• Data lines

%%

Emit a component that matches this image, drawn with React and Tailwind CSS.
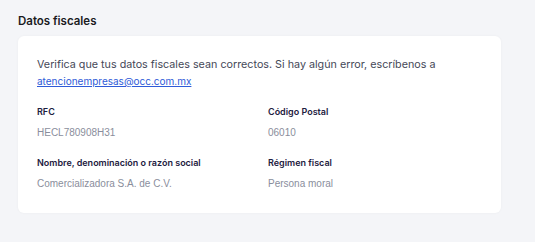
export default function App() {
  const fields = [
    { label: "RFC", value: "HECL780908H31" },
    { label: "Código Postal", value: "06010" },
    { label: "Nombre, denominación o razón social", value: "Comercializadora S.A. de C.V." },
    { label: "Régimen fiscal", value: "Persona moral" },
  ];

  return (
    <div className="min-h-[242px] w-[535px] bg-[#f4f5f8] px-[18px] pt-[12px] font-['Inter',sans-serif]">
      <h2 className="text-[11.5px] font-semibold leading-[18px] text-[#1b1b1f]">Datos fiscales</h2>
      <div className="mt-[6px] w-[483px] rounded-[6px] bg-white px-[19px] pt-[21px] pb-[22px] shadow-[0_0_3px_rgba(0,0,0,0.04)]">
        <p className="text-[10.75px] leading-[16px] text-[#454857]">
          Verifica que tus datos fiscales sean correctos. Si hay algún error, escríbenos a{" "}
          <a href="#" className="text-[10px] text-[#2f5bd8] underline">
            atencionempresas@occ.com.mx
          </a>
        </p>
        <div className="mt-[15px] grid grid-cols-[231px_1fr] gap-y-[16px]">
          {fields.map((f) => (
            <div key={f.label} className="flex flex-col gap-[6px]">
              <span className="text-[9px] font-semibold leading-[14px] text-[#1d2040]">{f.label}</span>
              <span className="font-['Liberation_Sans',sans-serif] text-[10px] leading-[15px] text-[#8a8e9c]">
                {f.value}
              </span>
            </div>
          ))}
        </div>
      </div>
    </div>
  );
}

%%
%%

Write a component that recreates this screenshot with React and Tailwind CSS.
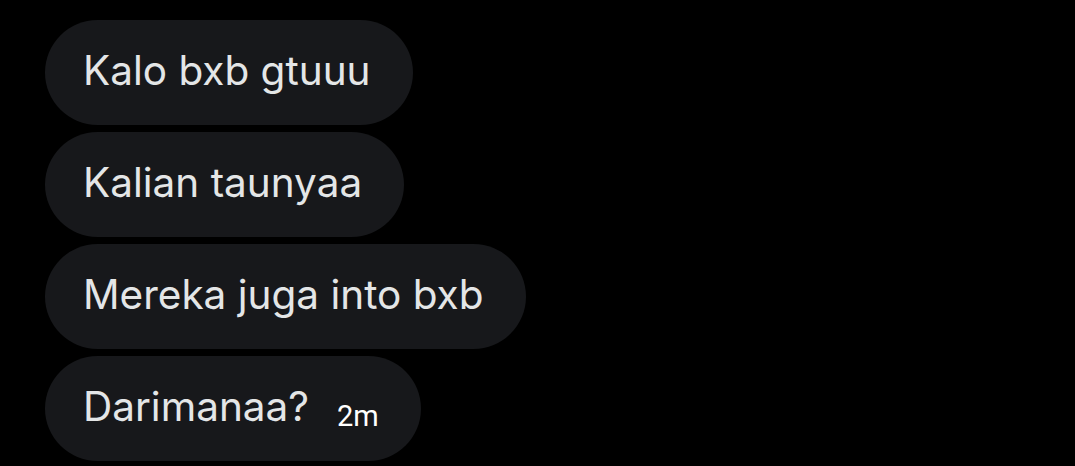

%%
%%

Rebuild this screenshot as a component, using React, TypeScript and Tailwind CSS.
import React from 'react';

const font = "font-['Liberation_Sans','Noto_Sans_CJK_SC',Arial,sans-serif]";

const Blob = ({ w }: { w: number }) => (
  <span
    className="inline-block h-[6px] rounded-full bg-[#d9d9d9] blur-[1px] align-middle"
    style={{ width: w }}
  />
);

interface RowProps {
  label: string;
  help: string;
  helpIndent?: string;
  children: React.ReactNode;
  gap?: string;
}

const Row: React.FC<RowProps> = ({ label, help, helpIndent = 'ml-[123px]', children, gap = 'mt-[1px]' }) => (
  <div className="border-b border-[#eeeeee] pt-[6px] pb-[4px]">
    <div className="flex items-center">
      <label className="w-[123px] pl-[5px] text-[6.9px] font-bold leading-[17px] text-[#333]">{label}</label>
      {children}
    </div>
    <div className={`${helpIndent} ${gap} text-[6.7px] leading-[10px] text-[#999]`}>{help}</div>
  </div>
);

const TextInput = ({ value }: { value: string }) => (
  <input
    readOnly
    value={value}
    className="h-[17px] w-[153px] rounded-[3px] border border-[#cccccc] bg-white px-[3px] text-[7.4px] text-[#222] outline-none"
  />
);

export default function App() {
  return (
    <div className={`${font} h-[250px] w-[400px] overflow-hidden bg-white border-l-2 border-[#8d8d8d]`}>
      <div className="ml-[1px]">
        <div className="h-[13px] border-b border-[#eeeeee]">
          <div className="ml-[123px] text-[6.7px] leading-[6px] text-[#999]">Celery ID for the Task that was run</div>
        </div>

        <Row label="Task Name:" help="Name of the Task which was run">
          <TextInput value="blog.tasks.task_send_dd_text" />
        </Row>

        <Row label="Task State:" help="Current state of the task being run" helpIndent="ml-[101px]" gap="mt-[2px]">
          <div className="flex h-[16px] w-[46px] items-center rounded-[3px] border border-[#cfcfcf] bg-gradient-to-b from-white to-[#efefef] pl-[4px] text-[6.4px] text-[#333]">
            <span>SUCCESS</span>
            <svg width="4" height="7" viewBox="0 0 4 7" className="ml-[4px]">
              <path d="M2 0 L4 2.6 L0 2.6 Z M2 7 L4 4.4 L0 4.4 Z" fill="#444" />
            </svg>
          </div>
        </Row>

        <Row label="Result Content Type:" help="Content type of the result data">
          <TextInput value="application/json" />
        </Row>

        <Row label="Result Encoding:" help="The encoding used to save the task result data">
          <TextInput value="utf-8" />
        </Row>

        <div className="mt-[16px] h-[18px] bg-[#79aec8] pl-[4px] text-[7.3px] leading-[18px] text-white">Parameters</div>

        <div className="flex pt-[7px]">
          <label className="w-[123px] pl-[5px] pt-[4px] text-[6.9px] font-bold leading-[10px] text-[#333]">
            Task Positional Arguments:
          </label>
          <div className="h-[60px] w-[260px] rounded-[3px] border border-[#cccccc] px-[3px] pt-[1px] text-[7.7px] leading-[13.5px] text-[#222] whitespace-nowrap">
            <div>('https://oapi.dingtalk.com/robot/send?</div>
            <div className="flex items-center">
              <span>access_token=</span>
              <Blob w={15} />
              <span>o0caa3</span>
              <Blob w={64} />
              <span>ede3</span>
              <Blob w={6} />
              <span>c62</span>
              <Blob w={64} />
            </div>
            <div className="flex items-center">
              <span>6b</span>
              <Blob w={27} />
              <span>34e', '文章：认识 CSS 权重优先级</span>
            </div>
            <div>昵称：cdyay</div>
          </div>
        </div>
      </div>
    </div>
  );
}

%%

• Stated exercise
Copy out each line in the listing that has the word "with".

• Result of the exercise
Emit a component that matches this image, drawn with React and Tailwind CSS.
Write a component that recreates this screenshot with React and Tailwind CSS.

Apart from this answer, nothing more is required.